While the aforementioned cut-and-paste jobs are interesting, the best tracks on Storm the Studio R.M.X.S. tend to be the ones that find a groove and ride it awhile, instead of hop-scotching all over the IDM landscape of bleeps, glitches, distorted vocals and left field samples. Twilight Circus’ “Storm the Dub Mix” is exemplary, a trippy funk jam complete with a popping bass hook and jangly guitar licks that give the track a head-bobbing momentum without losing any of MBM’s edgy atmospherics. DJ Spooky’s “Shadow & Substance Mix” likewise gets propelled along by one of his trademark thundering drum loops, the bedrock foundation for a soundscape every bit as weird as — well, not as weird as Norscq, but at least as far out there as Eight Frozen Modules’ ADD-fueled work.
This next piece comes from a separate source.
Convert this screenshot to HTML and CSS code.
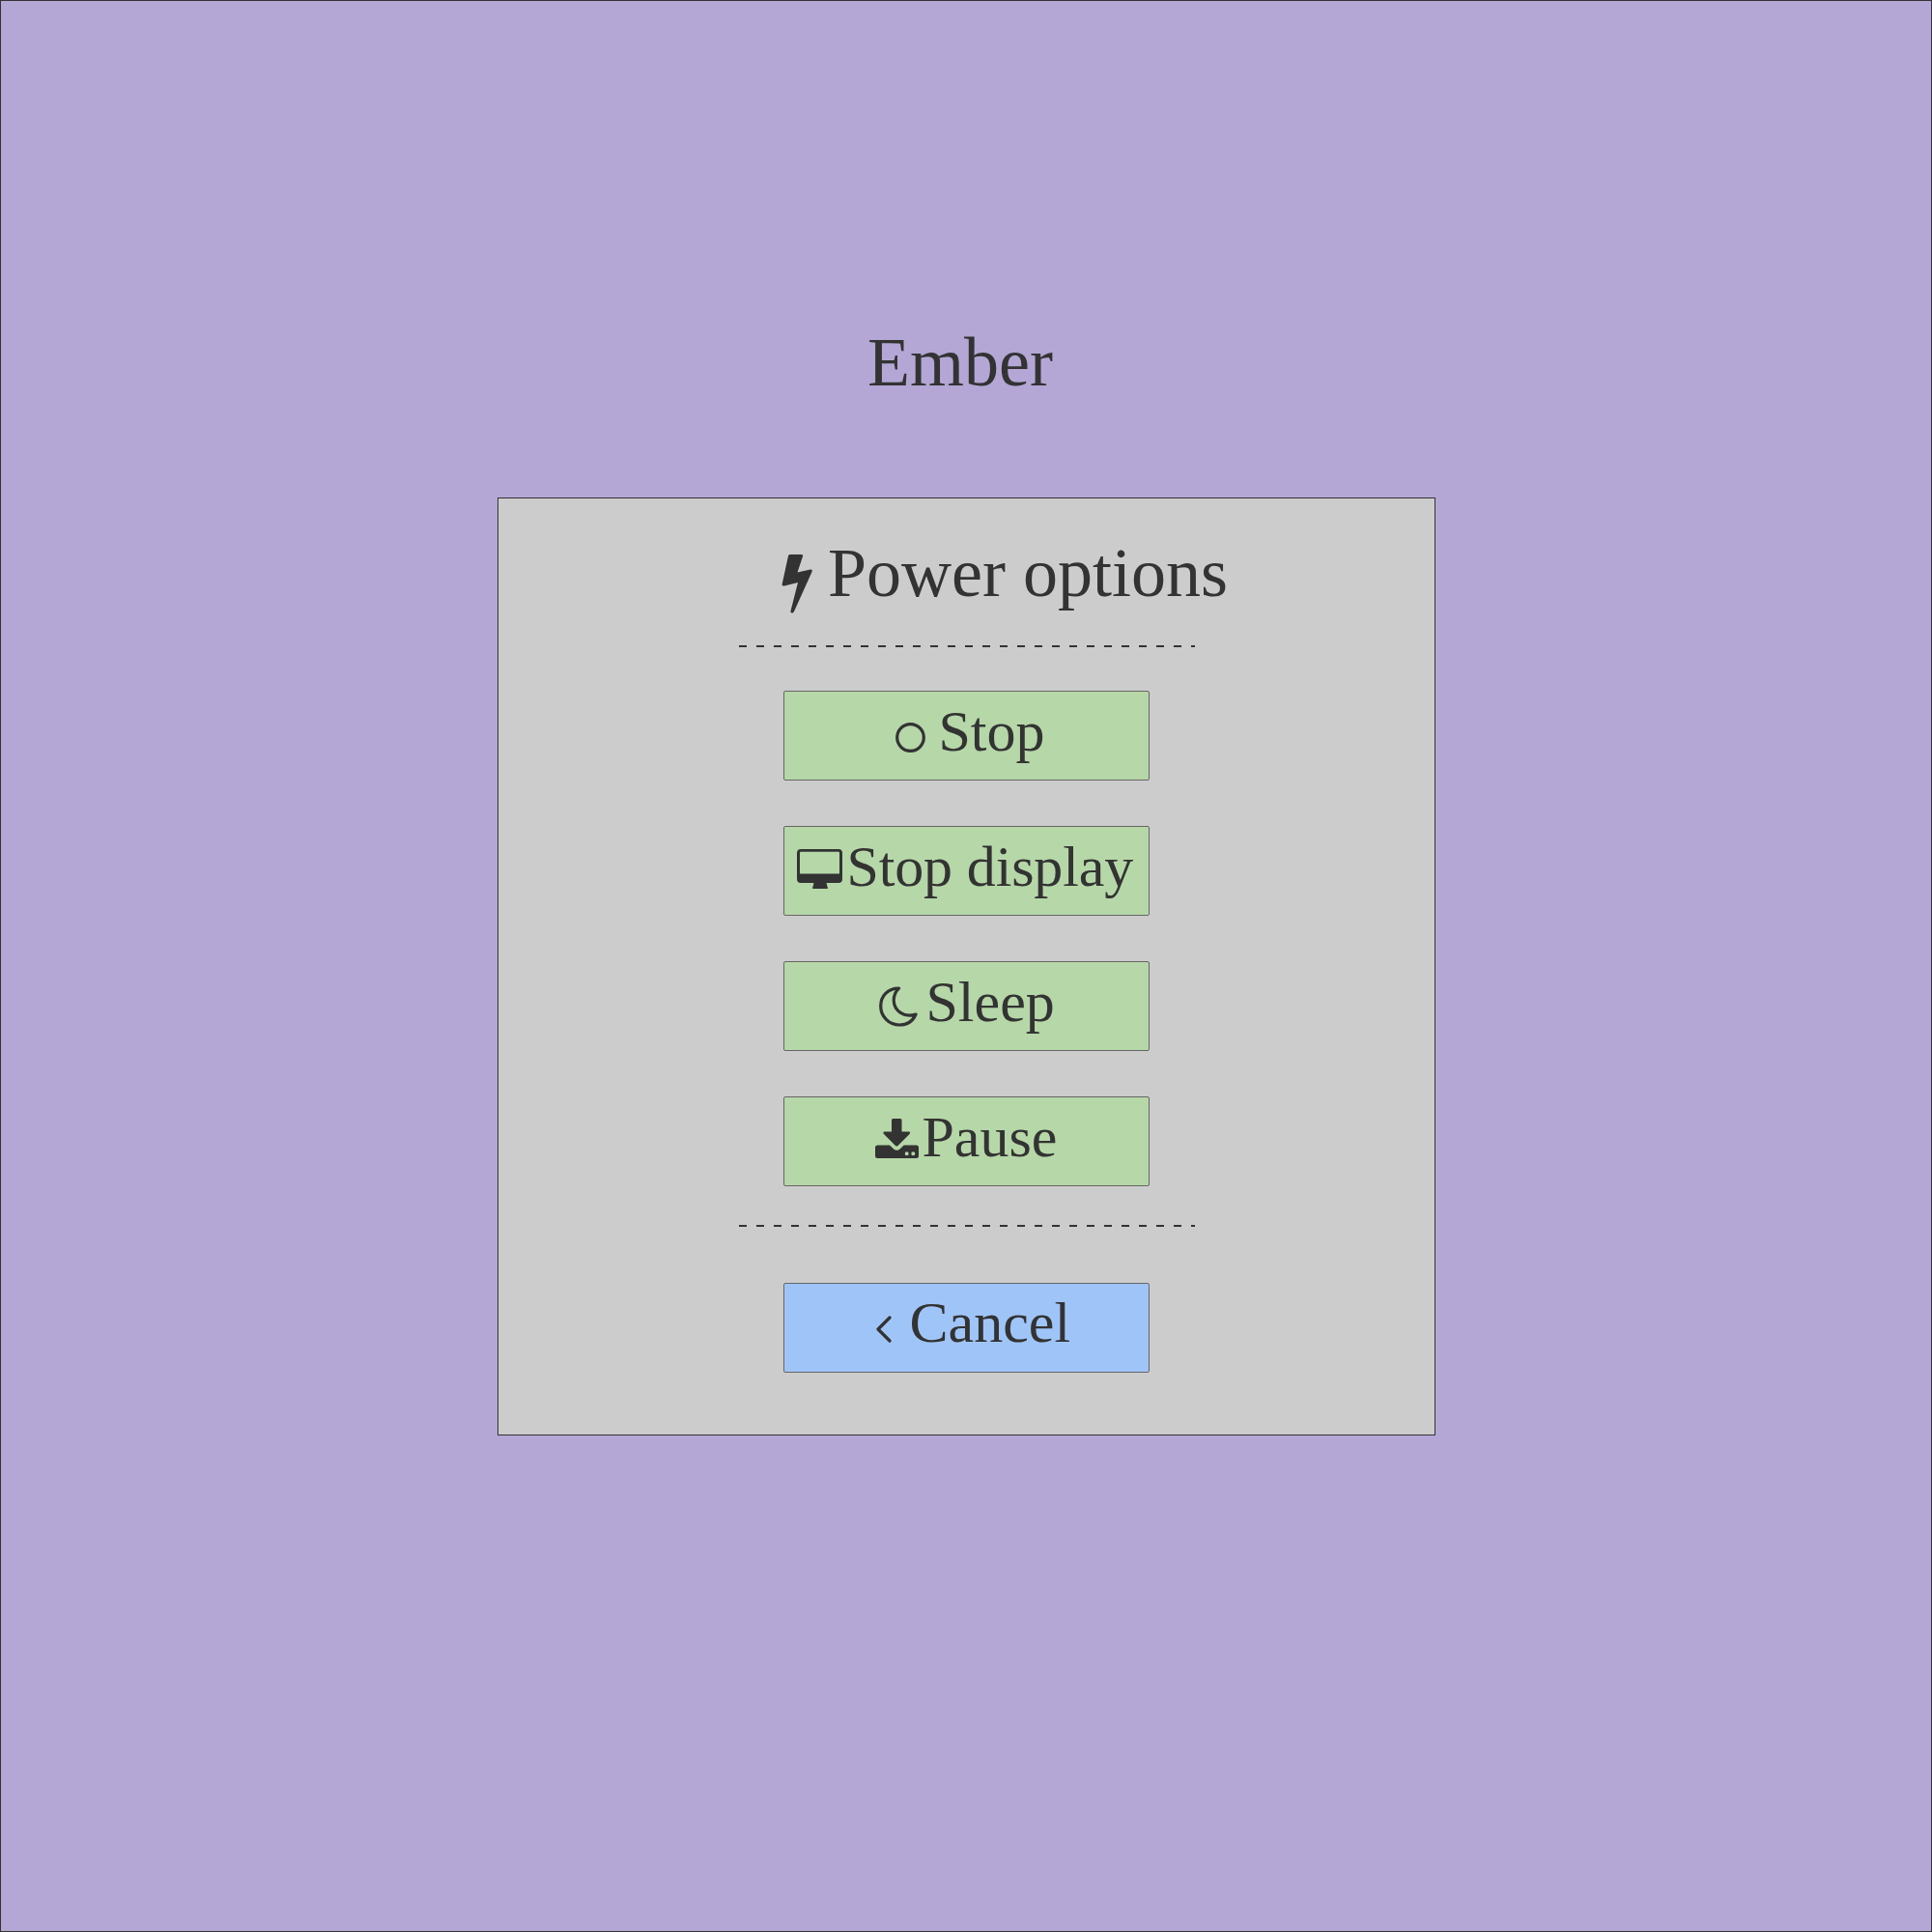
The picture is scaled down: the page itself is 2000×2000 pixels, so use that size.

Tracks transformed by The Opus and DJ Swamp also have some definite crowd-moving capabilities (and in Swamp’s case, even a great heavy-metal guitar riff and some of Dangers’ original punk-meets-rap vocal chants).

High Priest’s “STS 2006” mix is interesting but ranks as a disappointment, a too-short fusion of hip-hop groove and clanging industrial dynamics that never really gets off the ground. And the collection’s most intriguing contributor, veteran Japanese noise merchant Merzbow, also falls short of expectations; his epic, eight-minute rework of “God O.D. – Part 2” starts off effectively with an eerie, hypnotic mix of high-pitched whine and abstract beat looping, but it dwells too long on its sparse groove before dwelling even longer on a dog-whistle of wailing one-note synth that makes it nearly impossible to stick around for the song’s noisy but anticlimactic second half.

Ultimately, I think it’s safe to say that longtime Meat Beat fans will enjoy the non-reverential treatment the original Storm the Studio tracks receive here, while others will find this collection even more impenetrable than MBM’s own albums. If you’re a rabid fan of Aphex Twin or DJ Spooky or DJ Shadow and you’re curious to see where they got some of their inspiration, slip back into the original Storm the Studio before dipping your toe in this turgid collection.